President Thomas Jefferson understood the limitations of the Commander in Chief Clause. In 1801, in his first annual message to Congress, he reported the arrogant demands made by Joseph Caramanly, the pasha of Tripoli. Unless the United States paid tribute, the pasha threatened to seize American ships and citizens. In response, Jefferson sent a small squadron to the Mediterranean to protect against the threatened attack. He then asked Congress for further guidance, since he was “unauthorized by the Constitution, without the sanction of Congress, to go beyond the line of defense.” It was left to Congress to authorize “measures of offense.” Jefferson’s understanding of the War Clause underwent no revision. Like Jefferson, President James Madison was aggrieved by the punishment and harassment inflicted on United States vessels. In 1812, he expressed to Congress his extreme resentment of the British practices of seizing American ships and seamen and inducing Indian tribes to attack the United States. Madison complained, but said the question of “whether the United States shall remain passive under these progressive usurpations and these accumulating wrongs, or, opposing force, to force in defense of their national rights” is “a solemn question which the Constitution wisely confides to the legislative department of the Government.”
Madison, the leading architect of the War Clause and, indeed, the Constitution, had led the way to vest in Congress, not the President, the authority to initiate hostilities. He remained throughout his career a paragon of consistency on the question of the constitutional repository of authority to commence war or lesser military hostilities. In 1793, Madison, in the context of a debate with Hamilton on issues arising out of the “Genet Controversy,” provided a powerful summation of the Framers’s design of the War Clause. “Every just view that can be taken of this subject,” he wrote, “admonishes the necessity if a rigid adherence to the simple, the received, and the fundamental doctrine of the constitution, that the power to declare war, including the power of judging the causes of war, is fully and exclusively vested in the legislature; that the executive has no right, in any case, to decide the question, whether there is or is not cause for declaring war; that the right of convening and informing congress, whenever such a question seems to call for a decision, is all the right which the constitution has deemed requisite or proper.” On this issue, there was very little difference between Hamilton and Madison, even after Hamilton had moved from a narrow to a broader view of executive power. Hamilton emphasized that it is the “exclusive province of Congress, when the nation is at peace, to change that state into a state of war . . . it belongs to Congress only, to go to war. But when a foreign nation declares or . . . makes war upon the United States . . .any declaration on the part of Congress . . . is at least unnecessary.”

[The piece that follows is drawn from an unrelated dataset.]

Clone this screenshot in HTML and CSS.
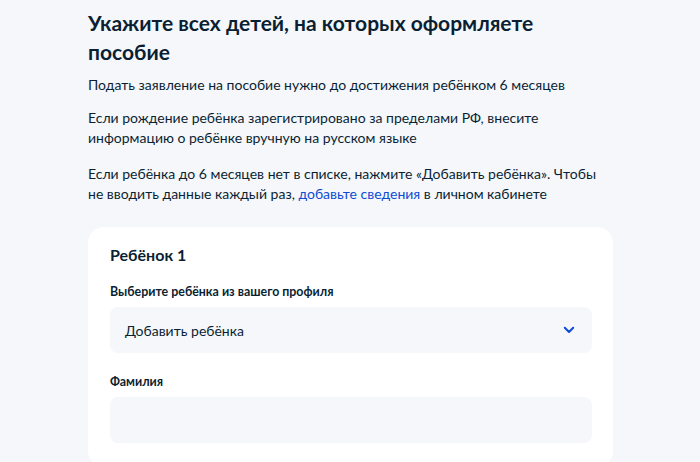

As President, in the War of 1812, as we have seen, Madison deferred to Congress on the question of using military force and declaring war against England. He asserted no unilateral powers and did not push the limits of his authority. His reaction to British outrages reflected what the Framers assumed a President would do in circumstances where the possibility of war would arise: refer the question of a response to the legislative branch, which possesses the war power.
Following his 1823 announcement of what has become known as the Monroe Doctrine, President James Monroe was confronted with international circumstances that seemed to invite the use of force, but Monroe consistently disclaimed any constitutional power to initiate hostilities since, he maintained, that authority was granted to Congress. After adoption of the Monroe Doctrine, Colombia, in 1824, sought protection from France. Monroe, who was a participant in the Virginia ratifying convention, stated in a letter to Madison, which echoed the words of the Father of the Constitution: “The Executive has no right to compromit the nation in any question of war”; and his Secretary of State, John Quincy Adams, replied to Colombia that “by the Constitution . . . the ultimate decision of this question belongs to the Legislative Department.”